▶ [Available records]:

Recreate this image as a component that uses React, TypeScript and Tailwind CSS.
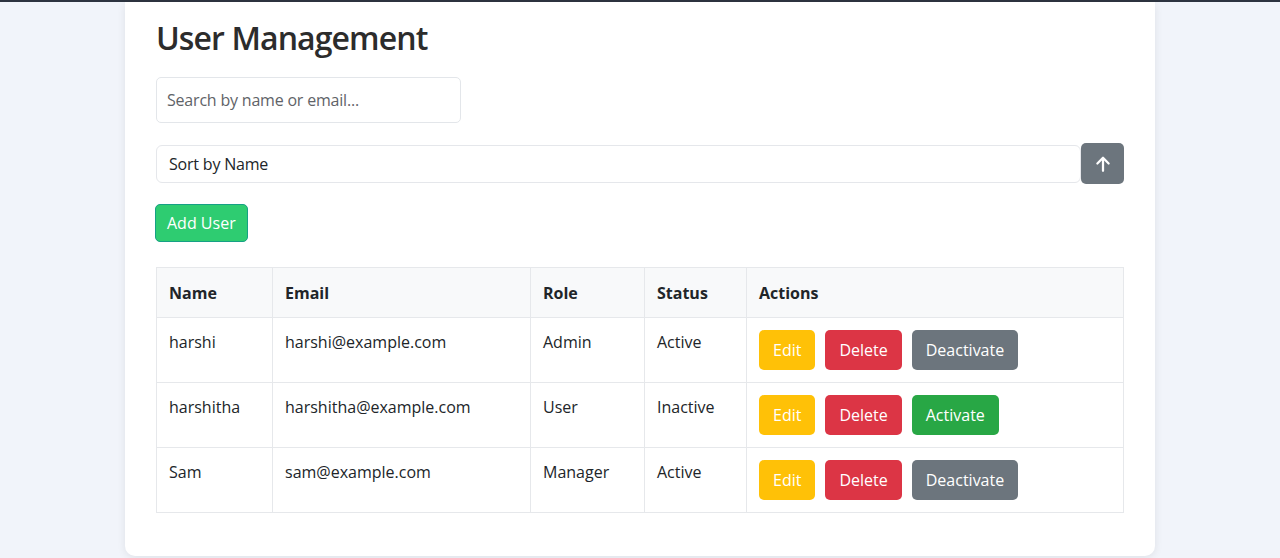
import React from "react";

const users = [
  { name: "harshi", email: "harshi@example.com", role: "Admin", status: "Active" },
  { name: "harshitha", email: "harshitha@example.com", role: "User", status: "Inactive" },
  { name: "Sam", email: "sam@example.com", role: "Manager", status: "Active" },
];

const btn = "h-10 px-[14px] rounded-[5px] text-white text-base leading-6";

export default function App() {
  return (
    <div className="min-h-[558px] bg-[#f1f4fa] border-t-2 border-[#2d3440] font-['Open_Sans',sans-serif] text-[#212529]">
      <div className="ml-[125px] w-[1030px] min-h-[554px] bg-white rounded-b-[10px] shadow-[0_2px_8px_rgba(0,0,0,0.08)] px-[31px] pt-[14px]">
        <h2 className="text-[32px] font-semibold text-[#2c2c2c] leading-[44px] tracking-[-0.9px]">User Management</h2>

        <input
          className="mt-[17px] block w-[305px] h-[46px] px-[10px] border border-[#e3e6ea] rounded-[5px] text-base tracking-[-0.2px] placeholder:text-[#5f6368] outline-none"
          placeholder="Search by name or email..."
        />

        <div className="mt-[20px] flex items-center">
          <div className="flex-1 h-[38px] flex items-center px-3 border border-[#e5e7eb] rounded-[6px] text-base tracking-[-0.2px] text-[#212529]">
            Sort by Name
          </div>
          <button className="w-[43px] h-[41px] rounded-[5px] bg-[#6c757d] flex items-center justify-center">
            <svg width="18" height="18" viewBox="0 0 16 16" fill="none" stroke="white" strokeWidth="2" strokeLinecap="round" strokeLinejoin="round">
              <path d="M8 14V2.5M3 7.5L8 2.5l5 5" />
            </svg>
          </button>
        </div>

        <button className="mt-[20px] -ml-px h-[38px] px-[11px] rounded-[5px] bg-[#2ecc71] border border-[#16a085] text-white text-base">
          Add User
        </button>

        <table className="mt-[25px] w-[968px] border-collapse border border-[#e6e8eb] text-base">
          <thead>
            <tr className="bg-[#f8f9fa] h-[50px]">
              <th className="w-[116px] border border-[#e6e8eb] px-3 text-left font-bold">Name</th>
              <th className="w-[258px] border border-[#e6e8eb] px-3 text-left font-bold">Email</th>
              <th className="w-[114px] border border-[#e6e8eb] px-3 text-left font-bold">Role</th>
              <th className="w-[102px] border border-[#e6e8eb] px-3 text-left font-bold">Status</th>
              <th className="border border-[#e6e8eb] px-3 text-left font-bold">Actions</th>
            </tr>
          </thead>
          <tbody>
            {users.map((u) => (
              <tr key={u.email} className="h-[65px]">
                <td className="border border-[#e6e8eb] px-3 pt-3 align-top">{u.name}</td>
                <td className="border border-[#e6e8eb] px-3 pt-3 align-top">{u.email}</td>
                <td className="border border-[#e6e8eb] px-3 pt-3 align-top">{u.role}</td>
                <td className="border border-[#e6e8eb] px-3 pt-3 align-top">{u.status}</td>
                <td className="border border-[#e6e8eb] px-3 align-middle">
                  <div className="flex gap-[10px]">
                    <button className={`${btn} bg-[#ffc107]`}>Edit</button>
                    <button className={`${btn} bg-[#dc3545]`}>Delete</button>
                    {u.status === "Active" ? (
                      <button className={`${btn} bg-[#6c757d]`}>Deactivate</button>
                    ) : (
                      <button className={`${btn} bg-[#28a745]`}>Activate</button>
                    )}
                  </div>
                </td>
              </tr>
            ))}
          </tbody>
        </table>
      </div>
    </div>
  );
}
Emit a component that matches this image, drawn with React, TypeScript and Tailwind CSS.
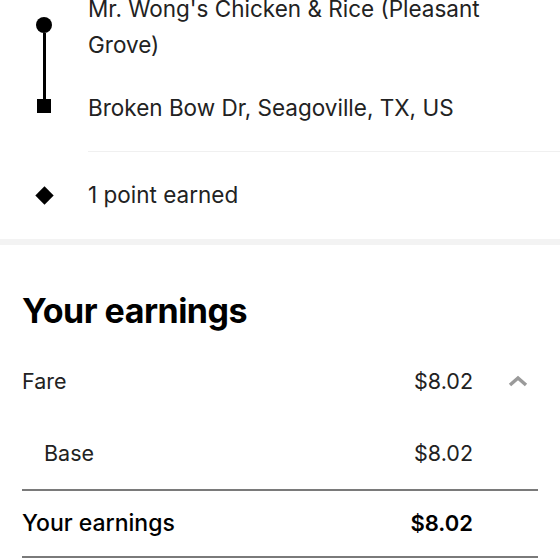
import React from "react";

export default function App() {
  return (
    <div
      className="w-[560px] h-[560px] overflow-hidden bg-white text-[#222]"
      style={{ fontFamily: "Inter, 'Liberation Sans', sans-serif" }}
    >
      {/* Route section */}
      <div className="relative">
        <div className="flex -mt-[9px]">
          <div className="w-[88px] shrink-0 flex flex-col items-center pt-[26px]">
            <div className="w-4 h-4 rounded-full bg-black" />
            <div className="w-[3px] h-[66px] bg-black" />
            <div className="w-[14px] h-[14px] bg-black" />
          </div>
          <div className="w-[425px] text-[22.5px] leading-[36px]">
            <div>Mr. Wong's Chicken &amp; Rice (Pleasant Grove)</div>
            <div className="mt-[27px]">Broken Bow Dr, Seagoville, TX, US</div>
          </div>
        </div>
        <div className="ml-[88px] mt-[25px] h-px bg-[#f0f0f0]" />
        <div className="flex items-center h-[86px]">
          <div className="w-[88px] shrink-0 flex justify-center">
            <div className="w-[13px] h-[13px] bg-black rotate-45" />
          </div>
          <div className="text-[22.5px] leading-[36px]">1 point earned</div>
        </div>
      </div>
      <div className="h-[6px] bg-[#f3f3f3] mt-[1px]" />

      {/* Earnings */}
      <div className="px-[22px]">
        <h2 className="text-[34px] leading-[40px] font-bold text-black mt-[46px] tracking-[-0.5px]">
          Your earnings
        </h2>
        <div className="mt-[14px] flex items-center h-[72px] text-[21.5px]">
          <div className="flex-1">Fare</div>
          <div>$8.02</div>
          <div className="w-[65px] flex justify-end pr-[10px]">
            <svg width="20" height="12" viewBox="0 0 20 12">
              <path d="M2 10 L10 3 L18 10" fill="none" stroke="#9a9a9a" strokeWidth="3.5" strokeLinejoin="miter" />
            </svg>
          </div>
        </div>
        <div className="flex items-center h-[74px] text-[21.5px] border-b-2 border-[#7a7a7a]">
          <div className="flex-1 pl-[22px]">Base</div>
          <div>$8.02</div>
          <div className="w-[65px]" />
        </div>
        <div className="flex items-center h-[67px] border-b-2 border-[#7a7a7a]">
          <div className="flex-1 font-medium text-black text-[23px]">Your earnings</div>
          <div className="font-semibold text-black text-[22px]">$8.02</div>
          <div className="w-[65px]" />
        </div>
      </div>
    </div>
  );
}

---

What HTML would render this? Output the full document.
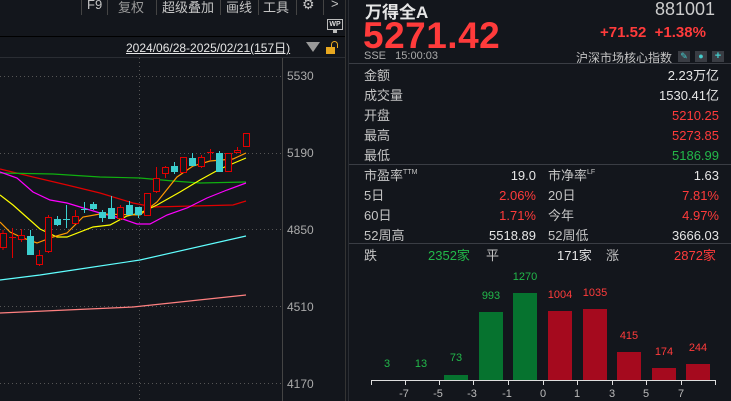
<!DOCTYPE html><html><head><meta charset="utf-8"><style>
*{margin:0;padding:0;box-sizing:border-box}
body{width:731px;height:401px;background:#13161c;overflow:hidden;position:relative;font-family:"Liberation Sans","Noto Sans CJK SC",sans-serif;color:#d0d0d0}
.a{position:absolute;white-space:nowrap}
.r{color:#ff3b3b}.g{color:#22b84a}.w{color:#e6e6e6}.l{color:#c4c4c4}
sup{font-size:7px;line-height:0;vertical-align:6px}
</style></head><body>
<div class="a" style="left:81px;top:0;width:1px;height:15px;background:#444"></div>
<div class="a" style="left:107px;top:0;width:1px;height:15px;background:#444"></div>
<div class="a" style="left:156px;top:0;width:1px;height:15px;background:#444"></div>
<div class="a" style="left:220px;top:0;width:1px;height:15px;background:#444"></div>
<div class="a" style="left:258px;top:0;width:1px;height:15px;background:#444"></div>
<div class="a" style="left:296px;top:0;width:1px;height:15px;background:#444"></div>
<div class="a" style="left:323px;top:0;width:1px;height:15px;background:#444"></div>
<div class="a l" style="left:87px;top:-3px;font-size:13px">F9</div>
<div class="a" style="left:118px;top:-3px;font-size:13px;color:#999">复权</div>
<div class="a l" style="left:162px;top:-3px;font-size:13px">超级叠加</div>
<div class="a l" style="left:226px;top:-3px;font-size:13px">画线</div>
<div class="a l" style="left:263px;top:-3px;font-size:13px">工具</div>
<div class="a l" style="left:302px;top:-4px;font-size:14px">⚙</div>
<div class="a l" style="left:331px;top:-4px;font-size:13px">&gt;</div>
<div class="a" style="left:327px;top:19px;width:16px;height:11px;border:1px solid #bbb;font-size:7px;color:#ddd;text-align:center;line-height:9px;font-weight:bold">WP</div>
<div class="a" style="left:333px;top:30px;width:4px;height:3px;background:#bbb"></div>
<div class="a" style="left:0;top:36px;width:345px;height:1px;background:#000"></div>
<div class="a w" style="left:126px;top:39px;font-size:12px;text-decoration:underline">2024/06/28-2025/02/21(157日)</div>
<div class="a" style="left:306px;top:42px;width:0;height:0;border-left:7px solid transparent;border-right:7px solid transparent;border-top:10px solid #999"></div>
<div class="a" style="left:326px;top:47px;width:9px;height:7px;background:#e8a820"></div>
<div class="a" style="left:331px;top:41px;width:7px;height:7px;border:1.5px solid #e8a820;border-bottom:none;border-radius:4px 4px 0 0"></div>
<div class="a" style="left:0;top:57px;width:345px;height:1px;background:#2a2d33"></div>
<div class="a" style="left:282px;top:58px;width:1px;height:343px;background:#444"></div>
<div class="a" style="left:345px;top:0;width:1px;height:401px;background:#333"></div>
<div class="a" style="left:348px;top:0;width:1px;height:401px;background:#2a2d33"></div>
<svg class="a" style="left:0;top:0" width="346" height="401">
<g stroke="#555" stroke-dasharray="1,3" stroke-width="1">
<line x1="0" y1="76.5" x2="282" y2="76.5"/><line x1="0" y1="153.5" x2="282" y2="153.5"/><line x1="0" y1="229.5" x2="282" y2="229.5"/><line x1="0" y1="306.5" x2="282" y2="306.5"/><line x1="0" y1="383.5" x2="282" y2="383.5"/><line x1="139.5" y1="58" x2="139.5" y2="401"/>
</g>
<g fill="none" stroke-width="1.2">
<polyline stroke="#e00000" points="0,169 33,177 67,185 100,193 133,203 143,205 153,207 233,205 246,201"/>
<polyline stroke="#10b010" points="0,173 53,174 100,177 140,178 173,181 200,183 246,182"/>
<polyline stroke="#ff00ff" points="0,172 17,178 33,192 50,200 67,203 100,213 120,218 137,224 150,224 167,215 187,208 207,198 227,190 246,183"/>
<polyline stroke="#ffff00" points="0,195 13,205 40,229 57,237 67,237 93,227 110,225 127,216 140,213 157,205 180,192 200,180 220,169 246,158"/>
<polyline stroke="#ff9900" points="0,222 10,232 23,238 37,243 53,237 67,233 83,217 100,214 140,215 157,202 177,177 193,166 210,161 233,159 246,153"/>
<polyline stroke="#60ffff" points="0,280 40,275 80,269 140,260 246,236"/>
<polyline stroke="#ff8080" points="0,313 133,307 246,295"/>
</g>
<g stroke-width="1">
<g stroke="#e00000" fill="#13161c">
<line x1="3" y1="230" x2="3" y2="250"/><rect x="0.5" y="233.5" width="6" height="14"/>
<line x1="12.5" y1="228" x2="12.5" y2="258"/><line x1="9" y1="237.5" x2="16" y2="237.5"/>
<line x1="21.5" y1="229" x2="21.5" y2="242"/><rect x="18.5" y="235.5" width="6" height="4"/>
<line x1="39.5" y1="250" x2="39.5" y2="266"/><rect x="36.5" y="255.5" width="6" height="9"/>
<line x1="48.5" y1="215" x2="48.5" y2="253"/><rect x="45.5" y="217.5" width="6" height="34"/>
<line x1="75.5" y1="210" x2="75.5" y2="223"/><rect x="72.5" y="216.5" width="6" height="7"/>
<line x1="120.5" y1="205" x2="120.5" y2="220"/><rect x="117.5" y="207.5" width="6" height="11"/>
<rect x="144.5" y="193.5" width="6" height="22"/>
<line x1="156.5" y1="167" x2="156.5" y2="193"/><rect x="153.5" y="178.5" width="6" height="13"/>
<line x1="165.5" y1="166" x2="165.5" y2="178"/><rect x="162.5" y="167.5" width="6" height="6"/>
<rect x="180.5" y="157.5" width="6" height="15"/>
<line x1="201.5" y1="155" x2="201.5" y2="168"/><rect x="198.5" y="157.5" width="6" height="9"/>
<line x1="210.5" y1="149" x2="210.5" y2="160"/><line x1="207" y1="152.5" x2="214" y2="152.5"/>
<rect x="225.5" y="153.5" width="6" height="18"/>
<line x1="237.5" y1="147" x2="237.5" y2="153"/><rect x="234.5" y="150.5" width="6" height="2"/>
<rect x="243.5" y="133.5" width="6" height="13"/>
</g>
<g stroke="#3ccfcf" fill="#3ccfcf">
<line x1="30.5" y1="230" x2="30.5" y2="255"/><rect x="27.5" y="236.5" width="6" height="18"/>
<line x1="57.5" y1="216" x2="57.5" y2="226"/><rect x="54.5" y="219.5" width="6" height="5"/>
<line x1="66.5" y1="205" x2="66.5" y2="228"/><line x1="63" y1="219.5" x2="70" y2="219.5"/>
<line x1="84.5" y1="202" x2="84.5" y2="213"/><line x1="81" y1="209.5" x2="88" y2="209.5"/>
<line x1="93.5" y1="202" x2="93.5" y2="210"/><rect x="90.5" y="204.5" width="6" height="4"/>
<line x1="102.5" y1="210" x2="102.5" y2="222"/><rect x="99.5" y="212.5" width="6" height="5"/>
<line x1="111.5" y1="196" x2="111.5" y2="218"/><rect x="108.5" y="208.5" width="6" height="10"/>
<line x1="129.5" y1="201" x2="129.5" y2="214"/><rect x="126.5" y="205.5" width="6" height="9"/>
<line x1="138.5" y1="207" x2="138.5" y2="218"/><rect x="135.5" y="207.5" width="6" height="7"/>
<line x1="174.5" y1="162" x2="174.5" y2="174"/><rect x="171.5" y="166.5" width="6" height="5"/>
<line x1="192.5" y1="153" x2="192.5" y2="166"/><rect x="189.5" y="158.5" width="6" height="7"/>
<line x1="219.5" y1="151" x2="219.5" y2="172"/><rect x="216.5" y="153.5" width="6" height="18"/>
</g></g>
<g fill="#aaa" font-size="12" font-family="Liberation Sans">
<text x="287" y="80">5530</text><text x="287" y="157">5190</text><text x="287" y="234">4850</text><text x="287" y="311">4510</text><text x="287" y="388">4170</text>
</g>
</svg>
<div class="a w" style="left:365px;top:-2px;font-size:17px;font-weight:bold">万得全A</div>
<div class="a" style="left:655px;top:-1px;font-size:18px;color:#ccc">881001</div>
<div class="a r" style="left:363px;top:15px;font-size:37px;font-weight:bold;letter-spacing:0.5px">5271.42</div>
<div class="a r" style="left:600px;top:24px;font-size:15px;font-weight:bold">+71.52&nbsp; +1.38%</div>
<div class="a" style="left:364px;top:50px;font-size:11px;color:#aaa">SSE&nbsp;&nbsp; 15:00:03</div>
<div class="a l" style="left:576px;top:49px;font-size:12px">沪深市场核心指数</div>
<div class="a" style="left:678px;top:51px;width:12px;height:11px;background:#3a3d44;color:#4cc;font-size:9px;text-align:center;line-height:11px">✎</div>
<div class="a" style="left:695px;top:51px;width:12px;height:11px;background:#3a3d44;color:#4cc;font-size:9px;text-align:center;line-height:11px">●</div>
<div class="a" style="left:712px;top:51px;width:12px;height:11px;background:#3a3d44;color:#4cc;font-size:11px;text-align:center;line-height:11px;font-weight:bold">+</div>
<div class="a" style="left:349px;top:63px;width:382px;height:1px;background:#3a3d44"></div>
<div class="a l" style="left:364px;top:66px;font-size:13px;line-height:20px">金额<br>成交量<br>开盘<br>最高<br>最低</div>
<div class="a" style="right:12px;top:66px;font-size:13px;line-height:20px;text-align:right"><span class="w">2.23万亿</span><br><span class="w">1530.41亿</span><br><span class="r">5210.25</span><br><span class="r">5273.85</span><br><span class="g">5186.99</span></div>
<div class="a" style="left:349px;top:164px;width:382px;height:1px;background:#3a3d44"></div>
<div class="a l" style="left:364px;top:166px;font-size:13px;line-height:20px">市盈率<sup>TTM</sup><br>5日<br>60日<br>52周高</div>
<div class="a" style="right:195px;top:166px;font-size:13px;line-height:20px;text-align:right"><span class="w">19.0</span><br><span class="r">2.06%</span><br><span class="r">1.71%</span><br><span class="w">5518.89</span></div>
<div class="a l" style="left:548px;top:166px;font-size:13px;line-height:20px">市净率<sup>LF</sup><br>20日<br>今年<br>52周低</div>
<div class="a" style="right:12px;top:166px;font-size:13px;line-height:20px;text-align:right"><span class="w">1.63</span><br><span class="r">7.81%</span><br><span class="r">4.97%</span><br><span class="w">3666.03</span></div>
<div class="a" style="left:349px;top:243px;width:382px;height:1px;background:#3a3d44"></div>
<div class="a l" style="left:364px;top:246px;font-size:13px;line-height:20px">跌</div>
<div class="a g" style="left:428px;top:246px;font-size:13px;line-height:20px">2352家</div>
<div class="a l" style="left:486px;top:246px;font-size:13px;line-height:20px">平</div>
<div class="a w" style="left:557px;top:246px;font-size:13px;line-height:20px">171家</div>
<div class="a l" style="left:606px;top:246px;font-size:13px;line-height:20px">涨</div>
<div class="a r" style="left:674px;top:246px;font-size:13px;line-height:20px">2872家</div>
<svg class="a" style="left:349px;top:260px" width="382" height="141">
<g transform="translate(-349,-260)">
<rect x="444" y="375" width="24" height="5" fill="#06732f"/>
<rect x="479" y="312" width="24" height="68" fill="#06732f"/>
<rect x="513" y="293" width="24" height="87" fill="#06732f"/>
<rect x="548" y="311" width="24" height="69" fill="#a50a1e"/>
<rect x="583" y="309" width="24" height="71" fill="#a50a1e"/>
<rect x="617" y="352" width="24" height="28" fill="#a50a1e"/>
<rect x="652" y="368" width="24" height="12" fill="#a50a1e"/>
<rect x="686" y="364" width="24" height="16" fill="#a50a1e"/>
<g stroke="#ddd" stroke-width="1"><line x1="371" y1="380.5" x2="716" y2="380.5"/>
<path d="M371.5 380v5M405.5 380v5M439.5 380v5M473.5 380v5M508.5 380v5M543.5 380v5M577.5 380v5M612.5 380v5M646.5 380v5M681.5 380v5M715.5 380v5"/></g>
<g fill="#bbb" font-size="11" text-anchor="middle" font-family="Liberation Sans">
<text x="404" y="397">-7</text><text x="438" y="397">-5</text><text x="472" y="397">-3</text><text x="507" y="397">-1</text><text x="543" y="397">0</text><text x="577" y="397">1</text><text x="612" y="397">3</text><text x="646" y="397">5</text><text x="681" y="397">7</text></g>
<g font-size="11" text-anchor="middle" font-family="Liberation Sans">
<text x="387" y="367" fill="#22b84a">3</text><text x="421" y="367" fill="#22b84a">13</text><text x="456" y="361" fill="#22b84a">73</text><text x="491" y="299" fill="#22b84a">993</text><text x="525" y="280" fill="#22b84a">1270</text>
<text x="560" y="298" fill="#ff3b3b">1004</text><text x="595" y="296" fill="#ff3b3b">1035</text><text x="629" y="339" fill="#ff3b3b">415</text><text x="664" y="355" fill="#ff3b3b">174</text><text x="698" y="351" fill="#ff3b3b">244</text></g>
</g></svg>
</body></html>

* * *

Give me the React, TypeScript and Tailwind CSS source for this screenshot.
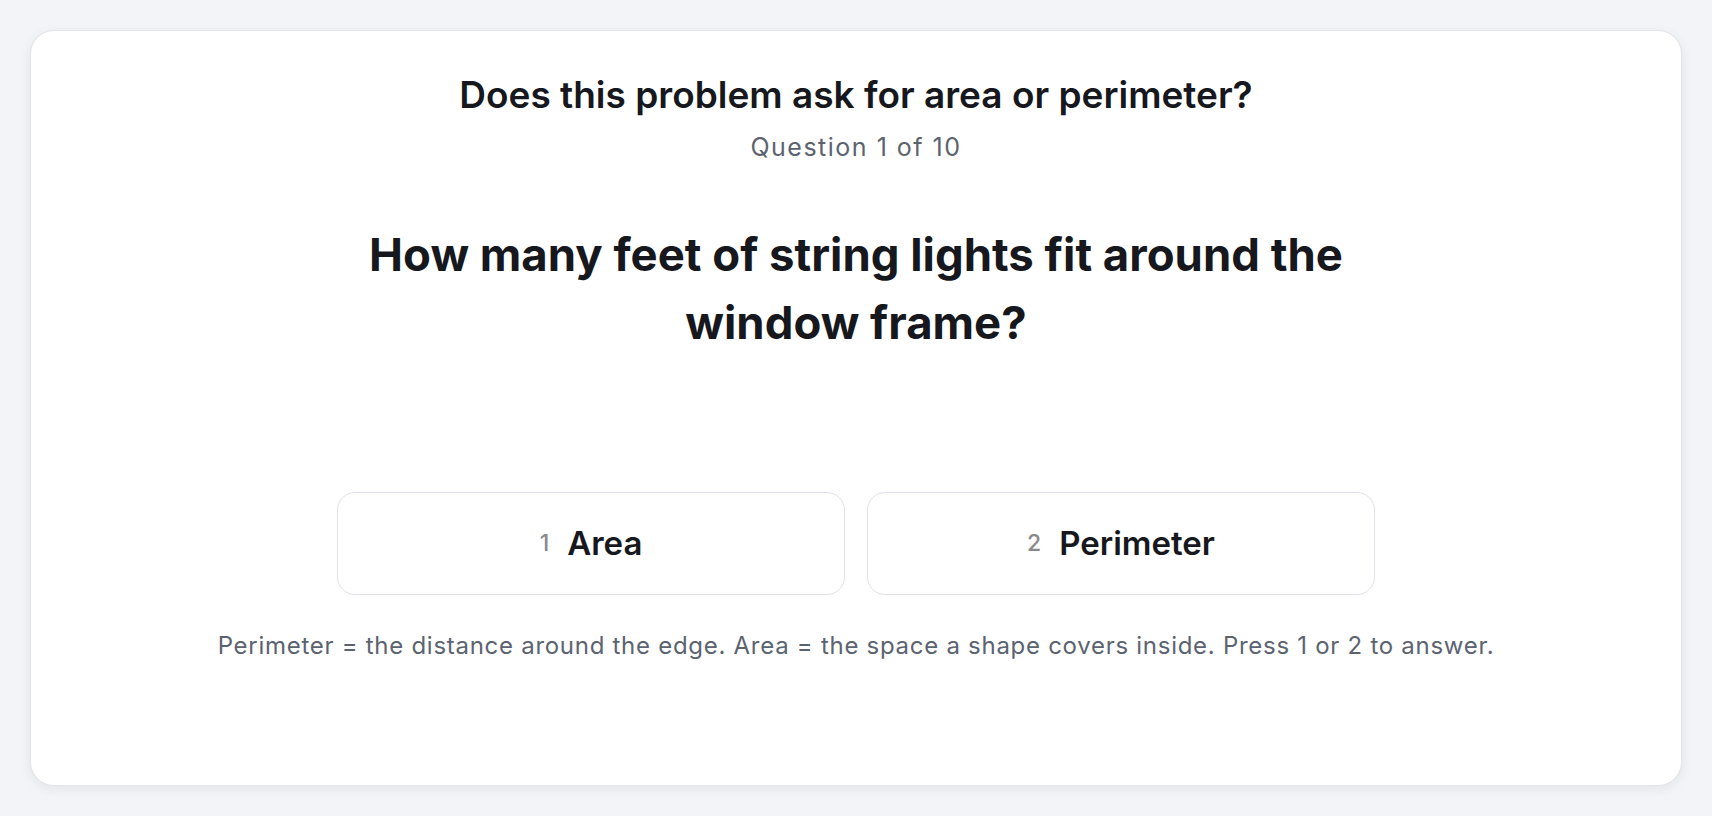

▶ [Instruction]: Only the lines from the one with "Recreate this image" through the one with "px-[14px] rounded-[5px] text-white" belong in your copy; retype them exactly and drop any pictures.

▶ [Written response]:
Recreate this image as a component that uses React, TypeScript and Tailwind CSS.
import React from "react";

const users = [
  { name: "harshi", email: "harshi@example.com", role: "Admin", status: "Active" },
  { name: "harshitha", email: "harshitha@example.com", role: "User", status: "Inactive" },
  { name: "Sam", email: "sam@example.com", role: "Manager", status: "Active" },
];

const btn = "h-10 px-[14px] rounded-[5px] text-white text-base leading-6";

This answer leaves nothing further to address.